Symmetrical Balance 
A kind of balance in which both sides of design are exactly alike.

Tempera 
A type of paint made by mixing powered pigments with egg yolks. Usually came from natural sources such as minerals, wood, plants or clay and dries quickly.

Terra Cotta 
A reddish-brown baked clay.

Texture
 The way something feels or seems like it would feel on the surface if you could touch it.

Tirage 
Document that provides backgraound information on the graphic edition such as edition size, printer, technique, year of execution.

Tone
 When a color is mixed with gray.

Tools 
Those items that help to make art such as: brush, pencil, paint, crayon, etc.
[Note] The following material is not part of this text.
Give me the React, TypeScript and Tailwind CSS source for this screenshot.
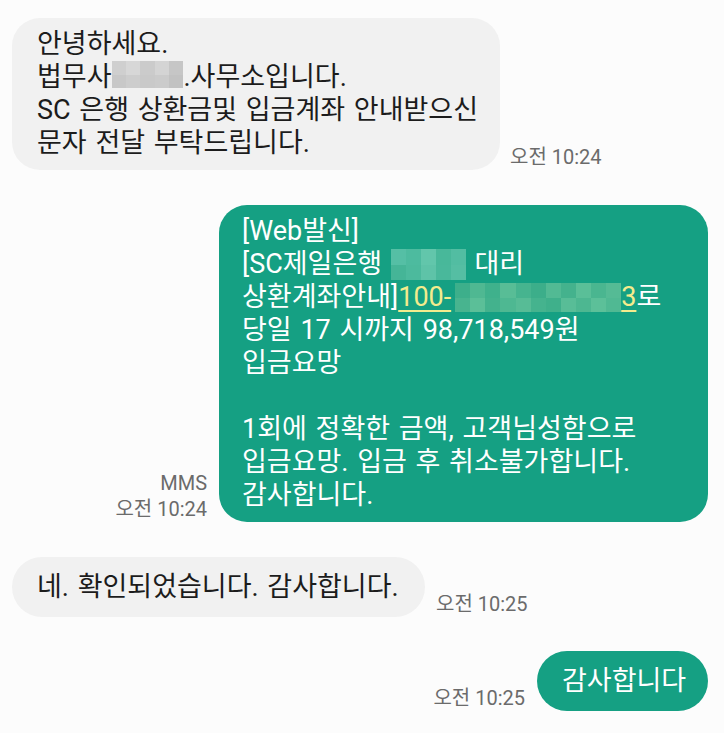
type MosaicProps = {
  rows: string[][];
  cell: number;
  rowHeight: number;
  className?: string;
};

function Mosaic({ rows, cell, rowHeight, className }: MosaicProps) {
  return (
    <span className={`inline-flex flex-col align-top ${className ?? ''}`}>
      {rows.map((row, r) => (
        <span key={r} className="flex">
          {row.map((c, i) => (
            <span key={i} style={{ backgroundColor: c, width: cell, height: rowHeight }} />
          ))}
        </span>
      ))}
    </span>
  );
}

const grayBlur = [
  ['#cfcfcf', '#d7d7d7', '#cbcbcb', '#d4d4d4', '#c6c6c6'],
  ['#c8c8c8', '#cdcdcd', '#c9c9c9', '#cbcbcb', '#c2c2c2'],
];

const tealBlur = [
  ['#55bfa5', '#4dbb9f', '#62c6ab', '#48b89a', '#52bda2'],
  ['#45b597', '#4cba9d', '#5ec3a8', '#49b89b', '#55bea3'],
];

const accountBlur = [
  ['#3daf8b', '#4fb892', '#3fb18c', '#58bd96', '#46b48f', '#3cae8a', '#52ba94', '#44b28d', '#5abf98', '#4ab690', '#55bb95'],
  ['#48b48f', '#5bbf98', '#43b28d', '#4eb892', '#57bc96', '#45b38e', '#3fb08b', '#58bd97', '#4db791', '#5cc099', '#50b993'],
];

function Time({ children }: { children: React.ReactNode }) {
  return <span className="shrink-0 text-[20px] leading-[26px] [word-spacing:0px] text-[#6b6b6b]">{children}</span>;
}

export default function App() {
  return (
    <div className="h-[733px] w-[724px] overflow-hidden bg-[#fcfcfc] pl-[12px] pr-[16px] pt-[18px] font-[Roboto,'Noto_Sans_CJK_KR',sans-serif] text-[27px] leading-[33px] [word-spacing:2px]">
      <div className="flex flex-col gap-[35px]">
        {/* incoming */}
        <div className="flex items-end gap-[10px]">
          <div className="w-[488px] rounded-[28px] bg-[#f1f1f1] py-[10px] pl-[25px] text-[#1c1c1c]">
            안녕하세요.
            <br />
            법무사
            <Mosaic rows={grayBlur} cell={14.4} rowHeight={13.5} />
            .사무소입니다.
            <br />
            SC 은행 상환금및 입금계좌 안내받으신
            <br />
            문자 전달 부탁드립니다.
          </div>
          <Time>오전 10:24</Time>
        </div>

        {/* outgoing */}
        <div className="flex items-end justify-end gap-[12px]">
          <div className="flex flex-col items-end">
            <Time>MMS</Time>
            <Time>오전 10:24</Time>
          </div>
          <div className="w-[489px] rounded-[28px] bg-[#15a083] py-[10px] pl-[23px] text-white">
            [Web발신]
            <br />
            [SC제일은행{' '}
            <Mosaic rows={tealBlur} cell={15} rowHeight={15.5} className="mt-[1px]" /> 대리
            <br />
            상환계좌안내]
            <span className="text-[#f3ec8d] underline underline-offset-[4px]">
              100-
              <Mosaic rows={accountBlur} cell={15.1} rowHeight={14.5} className="mt-[2px] ml-[4px]" />
              3
            </span>
            로
            <br />
            당일 17 시까지 98,718,549원
            <br />
            입금요망
            <br />
            <br />
            1회에 정확한 금액, 고객님성함으로
            <br />
            입금요망. 입금 후 취소불가합니다.
            <br />
            감사합니다.
          </div>
        </div>

        <div className="flex items-end gap-[11px]">
          <div className="w-[413px] rounded-full bg-[#f1f1f1] py-[13.5px] pl-[25px] text-[#1c1c1c]">
            네. 확인되었습니다. 감사합니다.
          </div>
          <Time>오전 10:25</Time>
        </div>

        <div className="-mt-px flex items-end justify-end gap-[12px]">
          <Time>오전 10:25</Time>
          <div className="w-[171px] rounded-full bg-[#15a083] py-[13.5px] pl-[25px] text-white">감사합니다</div>
        </div>
      </div>
    </div>
  );
}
Trompe L´oeil (Tromp´- loy)
A french term meaning “deception of the eye.” It is applied to painting so photographically realistic that it may fool the viewer into thinking that the objects or scene represented are real rather than painted.

Unity
 When the parts of a picture come together.

Value
 The amount of lightness or darkness in a color.

Variety 
This occurs when an artist creates something that appears different from the rest of the artwork.

Varnish
 A paint containing a solvent used to coat a surface with a hard, glossy, transparent film.

Visual Art 
Any art for that can be viewed.

Wash
 Used in watercolor painting, brush drawing, and occasionally in oil painting to describe a broad thin layer of diluted pigment or ink. Also refers to a drawing made in this technique.

Watercolor 
A type f paint that is water-based and has a transparent or see-through quality.

Woodcut 
With Special tools a block of wood is carved then used to print.